We've all heard the old adage "a rising tide lifts all boats". It's a nice idea, but hearing today that the economic recession is over, many Americans are wondering where the "rising tide" has gone, and why it hasn't lifted them out of their troubles. If you're the visual type, perhaps this graph will better explain my point.
You can see just before 1980 the two lines diverge, productivity keeps going up, but Hourly Compensation stagnates. So, with more productivity, there should be more money, so - where has all that money gone?
Well, here is another graph to try and explain that:
After the 1980s the income for the top 1% began to skyrocket. This is a pretty large gap, and I am sure I do not need to go into the effects of this too much, I think many of us have felt them. One thing I would like to include though is the effect this has on our economy as a whole.
As put in this Economist article, several economists from the International Monetary Fund said that "one percentage point increase in the income share of the top 20% will drag down growth by 0.08 percentage points over five years, while a rise in the income share of the bottom 20% actually boosts growth".
So the question remains, where is the tide that is supposed to raise all boats? Well, there is one idea that has support from Presidents Nixon, and Carter, and both Maritn Luther King Jr. and Milton Friedman, it's called Universal Basic Income.
A Universal Basic Income (or UBI) is pretty much what it sounds like, everyone in a country receiving a specified amount of money.
There are different versions, some would give everyone just enough to be above the poverty line, others involve disposing of the welfare system entirely, and others would see that all money is evenly distributed to everyone.
It has been favored by so many for being so easy (as in so little bureaucracy, just need to give the money to everyone somehow). There is little room to discriminate, everyone gets the same amount, and it would be a step towards ending income inequality, including the problems of growth mentioned earlier.

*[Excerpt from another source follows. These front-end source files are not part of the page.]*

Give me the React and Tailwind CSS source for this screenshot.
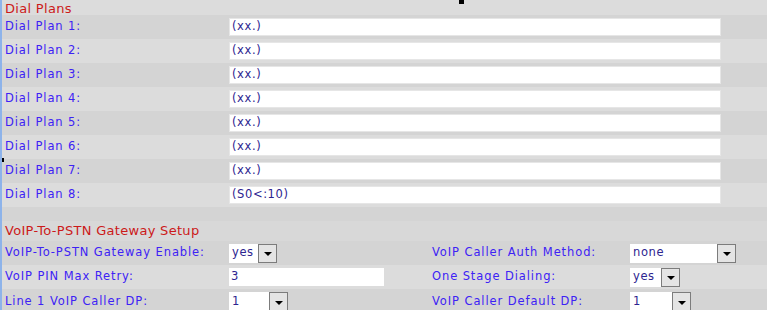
const dialPlans = [
    "(xx.)",
    "(xx.)",
    "(xx.)",
    "(xx.)",
    "(xx.)",
    "(xx.)",
    "(xx.)",
    "(S0<:10)",
];

const label = "text-[11.5px] tracking-[0.9px] text-[#3d22f5]";
const value = "text-[11.5px] tracking-[0.6px] text-[#2d2490]";

const Select = ({ text, boxW }) => (
    <div className="flex items-center h-[19px]">
        <div className={`h-[19px] bg-white flex items-center pl-[3px] ${boxW} ${value}`}>
            {text}
        </div>
        <div className="w-[19px] h-[19px] bg-[#e4e4e4] border border-[#7c7c7c] flex items-center justify-center">
            <span className="block w-0 h-0 border-l-[4px] border-r-[4px] border-t-[4px] border-l-transparent border-r-transparent border-t-black mt-[2px]"></span>
        </div>
    </div>
);

const Row = ({ dark, children, h = "h-[24px]" }) => (
    <div className={`${h} flex items-center ${dark ? "bg-[#d4d4d4]" : "bg-[#dcdcdc]"}`}>
        {children}
    </div>
);

export default function App() {
    return (
        <div
            className="relative w-[767px] h-[310px] overflow-hidden bg-[#dcdcdc] border-l-2 border-[#8db3ea]"
            style={{ fontFamily: '"DejaVu Sans", Verdana, sans-serif' }}
        >
            {/* stray marks from the capture */}
            <div className="absolute left-[457px] top-0 w-[5px] h-[4px] bg-black"></div>
            <div className="absolute left-[-2px] top-[158px] w-[4px] h-[4px] bg-black"></div>

            {/* Dial Plans */}
            <div className="h-[15px] flex items-end pl-[3px]">
                <span className="text-[13px] leading-[15px] tracking-[0.3px] text-[#cc1a1a] -mb-[1px]">
                    Dial Plans
                </span>
            </div>
            {dialPlans.map((plan, i) => (
                <Row key={i} dark={i % 2 === 0}>
                    <div className={`w-[227px] pl-[3px] ${label}`}>Dial Plan {i + 1}:</div>
                    <div className={`w-[492px] h-[18px] bg-white border border-[#e6e6e6] flex items-center pl-[2px] ${value}`}>
                        {plan}
                    </div>
                </Row>
            ))}

            {/* VoIP-To-PSTN Gateway Setup */}
            <div className="h-[14px] bg-[#d4d4d4]"></div>
            <div className="h-[20px] flex items-center pl-[3px] bg-[#d8d8d8]">
                <span className="text-[13px] tracking-[0.3px] text-[#cc1a1a]">
                    VoIP-To-PSTN Gateway Setup
                </span>
            </div>
            <Row dark>
                <div className={`w-[227px] pl-[3px] ${label}`}>VoIP-To-PSTN Gateway Enable:</div>
                <div className="w-[203px]">
                    <Select text="yes" boxW="w-[29px]" />
                </div>
                <div className={`w-[198px] ${label}`}>VoIP Caller Auth Method:</div>
                <Select text="none" boxW="w-[87px]" />
            </Row>
            <Row>
                <div className={`w-[227px] pl-[3px] ${label}`}>VoIP PIN Max Retry:</div>
                <div className="w-[203px]">
                    <div className={`w-[155px] h-[18px] bg-white flex items-center pl-[2px] ${value}`}>3</div>
                </div>
                <div className={`w-[198px] ${label}`}>One Stage Dialing:</div>
                <Select text="yes" boxW="w-[31px]" />
            </Row>
            <Row dark h="h-[25px]">
                <div className={`w-[227px] pl-[3px] ${label}`}>Line 1 VoIP Caller DP:</div>
                <div className="w-[203px]">
                    <Select text="1" boxW="w-[40px]" />
                </div>
                <div className={`w-[198px] ${label}`}>VoIP Caller Default DP:</div>
                <Select text="1" boxW="w-[42px]" />
            </Row>
        </div>
    );
}
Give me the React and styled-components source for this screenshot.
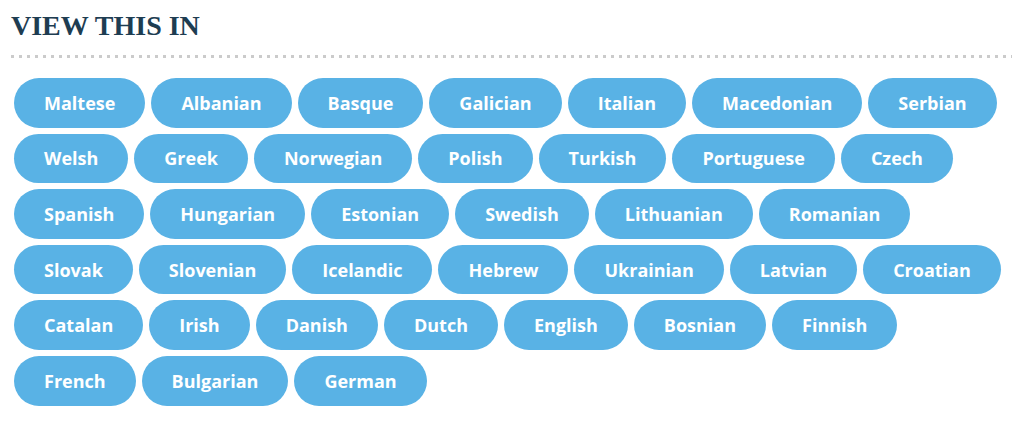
import React from "react"
import styled, { createGlobalStyle } from "styled-components"

const GlobalStyle = createGlobalStyle`
  body {
    margin: 0;
    background: #fff;
  }
`

const Wrapper = styled.section`
  width: 1012px;
  padding: 0 0 0 11px;
  box-sizing: border-box;
`

const Heading = styled.h2`
  margin: 0;
  padding-top: 10px;
  font-family: "Liberation Serif", "Times New Roman", serif;
  font-weight: bold;
  font-size: 28px;
  line-height: 32px;
  color: #1e3d52;
  text-transform: uppercase;
`

const Dots = styled.div`
  height: 3px;
  margin-top: 13px;
  background-image: linear-gradient(to right, #cbcbcb 3px, transparent 3px);
  background-size: 8px 3px;
  background-repeat: repeat-x;
`

const List = styled.ul`
  list-style: none;
  margin: 20px 0 0 3px;
  padding: 0;
  width: 990px;
  display: flex;
  flex-wrap: wrap;
  gap: 6px;
`

const Pill = styled.li`
  height: 49.6px;
  padding: 0 30px;
  display: flex;
  align-items: center;
  border-radius: 25px;
  background: #59b2e5;
  color: #fff;
  font-family: "Open Sans", sans-serif;
  font-weight: bold;
  font-size: 18px;
`

const languages = [
  "Maltese", "Albanian", "Basque", "Galician", "Italian", "Macedonian", "Serbian",
  "Welsh", "Greek", "Norwegian", "Polish", "Turkish", "Portuguese", "Czech",
  "Spanish", "Hungarian", "Estonian", "Swedish", "Lithuanian", "Romanian",
  "Slovak", "Slovenian", "Icelandic", "Hebrew", "Ukrainian", "Latvian", "Croatian",
  "Catalan", "Irish", "Danish", "Dutch", "English", "Bosnian", "Finnish",
  "French", "Bulgarian", "German",
]

export default function App() {
  return (
    <Wrapper>
      <GlobalStyle />
      <Heading>View this in</Heading>
      <Dots />
      <List>
        {languages.map((lang) => (
          <Pill key={lang}>{lang}</Pill>
        ))}
      </List>
    </Wrapper>
  )
}
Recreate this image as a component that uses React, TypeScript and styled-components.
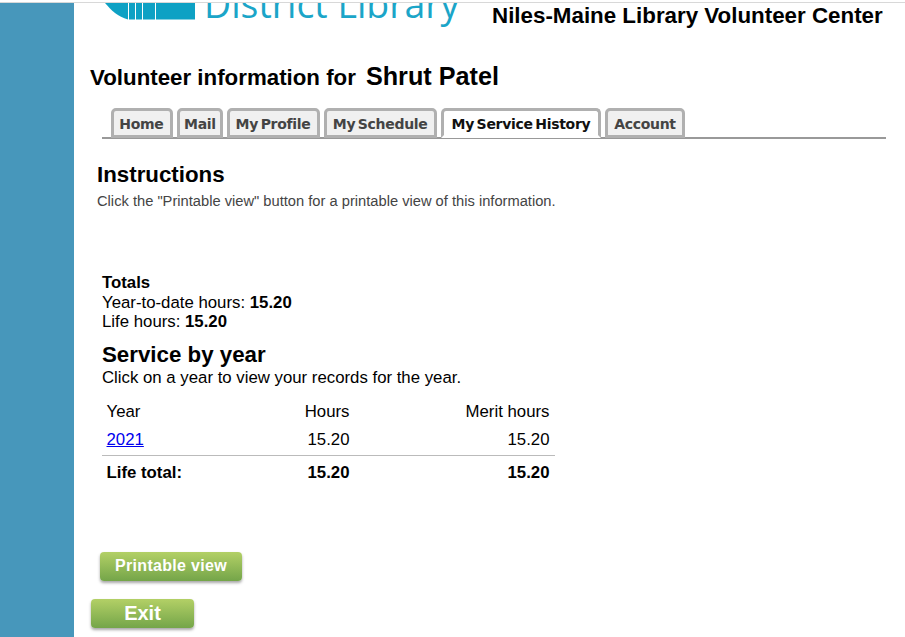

So at this point what needs to be done is allow this idea to be tested in forefronts of political dialogue, just as it was in the 1970s. Alaska has a version of a UBI, and it seems Hawaii might be looking into it as well. Hillary Clinton thought of having it as a part of her platform, and Obama and Sanders have mentioned the idea as something to consider. But at the end of the day, UBI is a way of giving everyone in America a chance at living with dignity.